Reply with one number: the count of lines in the listing that contain the string "this".
======
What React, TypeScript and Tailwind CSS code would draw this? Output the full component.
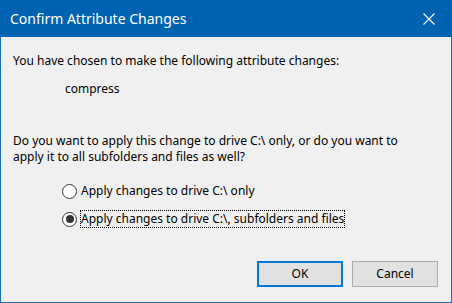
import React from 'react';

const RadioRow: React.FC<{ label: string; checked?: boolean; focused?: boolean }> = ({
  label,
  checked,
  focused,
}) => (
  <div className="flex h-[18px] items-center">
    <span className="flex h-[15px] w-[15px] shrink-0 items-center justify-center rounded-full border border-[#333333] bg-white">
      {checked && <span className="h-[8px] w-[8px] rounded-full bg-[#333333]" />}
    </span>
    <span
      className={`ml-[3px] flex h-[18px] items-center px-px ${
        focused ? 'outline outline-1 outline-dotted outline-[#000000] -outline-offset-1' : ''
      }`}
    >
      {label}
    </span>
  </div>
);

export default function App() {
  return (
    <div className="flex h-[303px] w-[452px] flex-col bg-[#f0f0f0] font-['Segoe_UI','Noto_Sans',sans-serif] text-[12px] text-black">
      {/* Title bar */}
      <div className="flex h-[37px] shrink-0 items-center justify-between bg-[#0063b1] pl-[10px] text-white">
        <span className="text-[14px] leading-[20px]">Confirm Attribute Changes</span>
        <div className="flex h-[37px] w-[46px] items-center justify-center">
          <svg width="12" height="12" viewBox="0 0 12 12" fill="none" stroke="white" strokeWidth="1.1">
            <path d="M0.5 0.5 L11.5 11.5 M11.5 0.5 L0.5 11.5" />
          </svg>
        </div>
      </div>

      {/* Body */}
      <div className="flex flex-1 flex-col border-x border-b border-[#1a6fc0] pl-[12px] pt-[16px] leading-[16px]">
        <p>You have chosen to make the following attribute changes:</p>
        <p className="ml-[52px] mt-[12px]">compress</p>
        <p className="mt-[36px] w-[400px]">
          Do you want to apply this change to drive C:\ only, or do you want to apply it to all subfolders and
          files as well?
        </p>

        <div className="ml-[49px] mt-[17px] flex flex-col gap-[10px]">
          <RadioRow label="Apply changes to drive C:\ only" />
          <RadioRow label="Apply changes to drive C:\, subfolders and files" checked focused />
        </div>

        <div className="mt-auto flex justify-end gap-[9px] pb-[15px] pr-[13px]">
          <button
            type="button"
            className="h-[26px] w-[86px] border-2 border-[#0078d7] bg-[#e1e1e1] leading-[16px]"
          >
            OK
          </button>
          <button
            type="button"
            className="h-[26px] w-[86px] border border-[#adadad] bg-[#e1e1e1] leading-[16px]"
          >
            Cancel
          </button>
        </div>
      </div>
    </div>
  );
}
======
> _Completed task_
2